The form of Christianity that Ksenia follows forbids all meat, meat-by products, poultry, eggs and dairy throughout Lent. Holy crap! All I’m supposed to do is not eat meat on Friday. And that’s hard enough! I can have a bagel, a tuna fish sandwich and all the pizza I can eat and I still get tempted to have a burger.
But I have been good. The only time I was really tempted to have meat on Friday during Lent (and I really believe the little baby Jesus would have been OK with it) was on my honeymoon in San Antonio back in 2006. I said to Tara “We only get one honeymoon, I think we can give ourselves a dispensation”
Fortunately it became a moot point, as the hotel we were staying in had the best Seafood Restaurant in San Antonio, if not the whole of Texas. And being that we were on the famed Riverwalk, it also didn’t violate Ed (Auggie) DePuy’s rule about not eating fish in a restaurant where you can’t see the water.

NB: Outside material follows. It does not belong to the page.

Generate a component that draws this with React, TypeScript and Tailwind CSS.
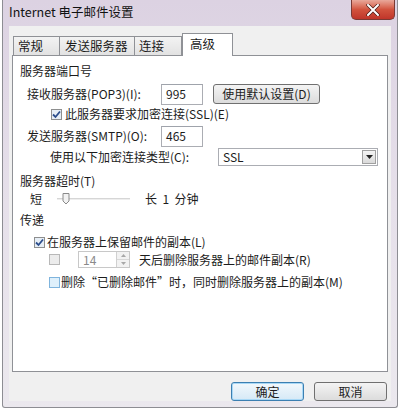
import React from "react";

const F = { fontFamily: '"Noto Sans CJK SC", "Liberation Sans", sans-serif' };

function Check({ checked, variant = "normal" }: { checked?: boolean; variant?: "normal" | "disabled" | "blue" }) {
  const border = variant === "disabled" ? "border-[#b8b8b8]" : variant === "blue" ? "border-[#7fb4dd]" : "border-[#8e8f8f]";
  const bg = variant === "disabled" ? "bg-[#ececec]" : variant === "blue" ? "bg-[#dff0fb]" : "bg-[#e6eef6]";
  return (
    <div className={`w-[11px] h-[11px] border ${border} ${bg} flex items-center justify-center shrink-0`}>
      {checked && (
        <svg width="9" height="9" viewBox="0 0 9 9">
          <path d="M1 4.5 L3.5 7 L8 1.5" stroke="#2b4d8c" strokeWidth="1.8" fill="none" />
        </svg>
      )}
    </div>
  );
}

function SectionHeader({ text, mt }: { text: string; mt: string }) {
  return (
    <div className={`flex items-center h-[16px] ${mt}`}>
      <span className="whitespace-nowrap">{text}</span>
      <div className="flex-1 h-px bg-[#cfcfcf] ml-[5px] border-b border-white" />
    </div>
  );
}

export default function App() {
  return (
    <div className="w-[400px] h-[414px] bg-white text-[12px] text-[#1c1c1c] leading-none" style={F}>
      <div className="ml-[2px] w-[396px] h-[408px] border border-[#8d8d93] border-t-0 rounded-b-[3px] bg-gradient-to-b from-[#dcd2e2] via-[#e6e0ea] to-[#ebe8ee] flex flex-col relative">
        {/* Title bar */}
        <div className="h-[28px] flex items-center pl-[6px] text-[12.5px] text-[#111]">
          <span className="-mt-[2px]">Internet 电子邮件设置</span>
        </div>
        <div className="absolute right-[2px] top-0 w-[44px] h-[20px] rounded-b-[5px] border border-[#7a3a34] border-t-0 bg-gradient-to-b from-[#e8a89a] via-[#d2533e] to-[#c0352a] flex items-center justify-center">
          <svg width="14" height="12" viewBox="0 0 14 12">
            <path d="M2 1 L12 11 M12 1 L2 11" stroke="#4a1a16" strokeWidth="3.4" strokeLinecap="round" />
            <path d="M2 1 L12 11 M12 1 L2 11" stroke="#ffffff" strokeWidth="2" strokeLinecap="round" />
          </svg>
        </div>

        {/* Client area */}
        <div className="flex-1 mx-[6px] mb-[6px] bg-[#f0f0f0] flex flex-col px-[3px]">
          {/* Tabs */}
          <div className="flex items-end h-[29px] pl-[1px] relative z-10">
            <div className="h-[19px] w-[47px] border border-[#8f9196] border-b-0 bg-gradient-to-b from-[#f3f3f3] to-[#e2e2e2] flex items-center pl-[4px] text-[12.5px]">常规</div>
            <div className="h-[19px] w-[75px] border border-[#8f9196] border-b-0 border-l-0 bg-gradient-to-b from-[#f3f3f3] to-[#e2e2e2] flex items-center pl-[5px] text-[12.5px]">发送服务器</div>
            <div className="h-[19px] w-[47px] border border-[#8f9196] border-b-0 border-l-0 bg-gradient-to-b from-[#f3f3f3] to-[#e2e2e2] flex items-center pl-[4px] text-[12.5px]">连接</div>
            <div className="h-[23px] w-[51px] -mb-px border border-[#8f9196] border-b-0 bg-white flex items-start pt-[4px] pl-[7px] text-[12.5px]">高级</div>
          </div>
          {/* Panel */}
          <div className="h-[317px] border border-[#8f9196] bg-white flex flex-col pl-[7px] pr-[9px]">
            <SectionHeader text="服务器端口号" mt="mt-[7px]" />
            <div className="flex items-center h-[22px] mt-[4px]">
              <span className="ml-[7px] w-[134px] whitespace-nowrap">接收服务器(POP3)(I):</span>
              <div className="w-[42px] h-[21px] border border-[#abadb3] border-t-[#9fa3ab] flex items-center pl-[4px]">995</div>
              <div className="ml-[10px] w-[107px] h-[20px] border border-[#707070] rounded-[3px] bg-gradient-to-b from-[#f4f4f4] to-[#dcdcdc] flex items-center justify-center whitespace-nowrap">使用默认设置(D)</div>
            </div>
            <div className="flex items-center h-[16px] mt-[1px] ml-[31px]">
              <Check checked />
              <span className="ml-[3px] whitespace-nowrap">此服务器要求加密连接(SSL)(E)</span>
            </div>
            <div className="flex items-center h-[22px] mt-[3px]">
              <span className="ml-[7px] w-[134px] whitespace-nowrap">发送服务器(SMTP)(O):</span>
              <div className="w-[42px] h-[21px] border border-[#abadb3] border-t-[#9fa3ab] flex items-center pl-[4px]">465</div>
            </div>
            <div className="flex items-center h-[19px]">
              <span className="ml-[30px] w-[169px] whitespace-nowrap">使用以下加密连接类型(C):</span>
              <div className="w-[161px] h-[18px] border border-[#abadb3] flex items-center pl-[4px] pr-[1px]">
                <span className="flex-1">SSL</span>
                <div className="w-[14px] h-[14px] border border-[#a0a0a0] bg-gradient-to-b from-[#f4f4f4] to-[#dadada] flex items-center justify-center">
                  <svg width="7" height="4" viewBox="0 0 7 4"><path d="M0 0 L7 0 L3.5 4 Z" fill="#222" /></svg>
                </div>
              </div>
            </div>
            <SectionHeader text="服务器超时(T)" mt="mt-[7px]" />
            <div className="flex items-center h-[16px] mt-[2px]">
              <span className="ml-[10px]">短</span>
              <div className="ml-[15px] w-[73px] h-[12px] relative flex items-center">
                <div className="w-full h-[2px] bg-[#d6d6d6] border-b border-[#eeeeee]" />
                <svg className="absolute left-[5px] top-0" width="8" height="12" viewBox="0 0 8 12">
                  <path d="M1 0.5 L7 0.5 L7 8 L4 11 L1 8 Z" fill="#f2f2f2" stroke="#8a8a8a" />
                </svg>
              </div>
              <span className="ml-[15px] whitespace-nowrap">长&nbsp;&nbsp;1&nbsp;&nbsp;分钟</span>
            </div>
            <SectionHeader text="传递" mt="mt-[5px]" />
            <div className="flex items-center h-[16px] mt-[6px] ml-[14px]">
              <Check checked />
              <span className="ml-[2px] whitespace-nowrap">在服务器上保留邮件的副本(L)</span>
            </div>
            <div className="flex items-center h-[17px] mt-[1px] ml-[29px]">
              <Check variant="disabled" />
              <div className="ml-[18px] w-[52px] h-[17px] border border-[#c8c8c8] flex items-center">
                <span className="flex-1 pl-[4px] text-[#8a8a8a]">14</span>
                <div className="w-[13px] h-full border-l border-[#d0d0d0] flex flex-col">
                  <div className="flex-1 bg-[#f2f2f2] border-b border-[#d8d8d8] flex items-center justify-center">
                    <svg width="5" height="3" viewBox="0 0 5 3"><path d="M0 3 L5 3 L2.5 0 Z" fill="#a8a8a8" /></svg>
                  </div>
                  <div className="flex-1 bg-[#f2f2f2] flex items-center justify-center">
                    <svg width="5" height="3" viewBox="0 0 5 3"><path d="M0 0 L5 0 L2.5 3 Z" fill="#a8a8a8" /></svg>
                  </div>
                </div>
              </div>
              <span className="ml-[9px] whitespace-nowrap">天后删除服务器上的邮件副本(R)</span>
            </div>
            <div className="flex items-center h-[16px] mt-[6px] ml-[29px]">
              <Check variant="blue" />
              <span className="ml-[1px] whitespace-nowrap">删除“已删除邮件”时，同时删除服务器上的副本(M)</span>
            </div>
          </div>
          {/* Buttons */}
          <div className="flex justify-end mt-[10px] gap-[10px] pr-[1px]">
            <div className="w-[73px] h-[19px] rounded-[3px] border border-[#3c7fb1] bg-gradient-to-b from-[#f2f8fc] to-[#d6e9f6] shadow-[inset_0_0_0_1px_#a8d8f6] flex items-center justify-center">确定</div>
            <div className="w-[73px] h-[19px] rounded-[3px] border border-[#707070] bg-gradient-to-b from-[#f4f4f4] to-[#dcdcdc] flex items-center justify-center">取消</div>
          </div>
        </div>
      </div>
    </div>
  );
}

As I said I know how hard it is to abstain, but seriously we’re going to sue now every time we have a hankering for a Big Mac during Lent? That’s just opening up a huge can of worms. Besides, the point of fasting is to resist temptation isn’t it? There are 40 days of Lent because the Bible said Jesus walked through the desert and didn’t eat for 40 days and nights, despite the devil tempting Him by imploring Jesus to turn the stones into bread. Jesus responded “Away Satan, for man does not live on bread alone, but on every word that comes from the mouth of God”
He didn’t then turn around and have His attorney serve Satan with papers.
Jon Lovitz as Satan on The People’s CourtKsenia is seeking 1,000 rubles for her troubles. That’s about $13.50 in USD. McDonalds could just give her a coupon for a Happy Meal and call it a day, but again, I think they need to fight this. It would set a horrible legal precedent. Just get the Fillet o Fish next time.
Sorry we got this out late. I’ll try to get the season finale out on time Sunday night.